Houston Chronicle

ACES ON BRIDGE

- By Bobby Wolff

Today’s deal sees North show both his long suits, after which South drives to game with a call in the fourth suit. North now has an option of rebidding his second five-card suit or of bidding no-trump. However, the decision isn’t close, to my mind. You can always find notrump later, but getting your hand pattern off your chest as soon as possible is never a bad idea. As it happens, South can close proceeding­s by bidding no-trump himself. When West kicks off with the spade queen, South can see there are at most five tricks available from the majors, so he must develop one minor or the other. The clubs look slightly more promising than the diamonds, but there is a real risk that going after clubs would let East in with the club king for a killing spade continuati­on. In order to develop the diamonds, South needs only to find the king with West, the safe hand, plus a three-two break.
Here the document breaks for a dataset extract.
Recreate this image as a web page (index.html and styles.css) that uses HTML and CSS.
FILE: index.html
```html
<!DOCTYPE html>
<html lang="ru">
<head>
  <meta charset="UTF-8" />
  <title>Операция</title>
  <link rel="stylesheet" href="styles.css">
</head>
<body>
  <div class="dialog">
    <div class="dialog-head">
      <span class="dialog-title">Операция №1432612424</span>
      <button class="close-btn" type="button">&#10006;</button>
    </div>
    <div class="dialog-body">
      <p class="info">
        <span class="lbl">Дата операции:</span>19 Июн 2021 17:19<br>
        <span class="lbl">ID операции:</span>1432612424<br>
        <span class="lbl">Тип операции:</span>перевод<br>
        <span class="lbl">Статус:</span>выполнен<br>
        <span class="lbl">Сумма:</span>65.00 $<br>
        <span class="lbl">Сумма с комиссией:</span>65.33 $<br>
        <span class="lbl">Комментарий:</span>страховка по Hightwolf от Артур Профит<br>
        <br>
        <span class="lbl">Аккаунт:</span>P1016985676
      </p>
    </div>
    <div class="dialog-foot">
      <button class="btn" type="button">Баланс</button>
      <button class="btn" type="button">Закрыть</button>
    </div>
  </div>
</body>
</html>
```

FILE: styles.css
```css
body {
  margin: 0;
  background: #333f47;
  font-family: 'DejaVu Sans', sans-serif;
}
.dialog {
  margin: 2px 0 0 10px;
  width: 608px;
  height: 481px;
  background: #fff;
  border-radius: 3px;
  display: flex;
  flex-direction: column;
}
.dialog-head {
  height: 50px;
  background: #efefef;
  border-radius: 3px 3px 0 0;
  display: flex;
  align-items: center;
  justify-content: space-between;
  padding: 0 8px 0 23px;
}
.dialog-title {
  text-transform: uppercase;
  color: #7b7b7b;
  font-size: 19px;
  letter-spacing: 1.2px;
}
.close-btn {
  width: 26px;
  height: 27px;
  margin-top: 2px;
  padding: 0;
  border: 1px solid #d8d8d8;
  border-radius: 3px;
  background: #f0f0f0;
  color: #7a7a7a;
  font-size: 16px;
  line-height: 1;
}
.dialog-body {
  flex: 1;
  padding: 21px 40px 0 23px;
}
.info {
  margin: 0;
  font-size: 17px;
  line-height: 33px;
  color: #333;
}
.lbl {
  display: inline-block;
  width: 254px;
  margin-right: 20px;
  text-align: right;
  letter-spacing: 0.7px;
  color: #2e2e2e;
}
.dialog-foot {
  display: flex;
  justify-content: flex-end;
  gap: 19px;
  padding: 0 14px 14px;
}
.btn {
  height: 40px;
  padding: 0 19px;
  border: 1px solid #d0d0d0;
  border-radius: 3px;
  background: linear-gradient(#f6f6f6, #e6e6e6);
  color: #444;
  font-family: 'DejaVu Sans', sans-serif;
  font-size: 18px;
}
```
So at trick one, South discards a club from dummy and wins with the spade king. He then plays on diamonds with the intention of keeping East off play. He plans to lead diamonds twice from the South hand, using a heart re-entry when the queen holds. West will be allowed to hold the trick whenever he plays the king. That player can then cash three high spades, but South has the rest. Note that if declarer plays the queen and ace of diamonds, losing the third diamond to East, a spade continuati­on would defeat the contract.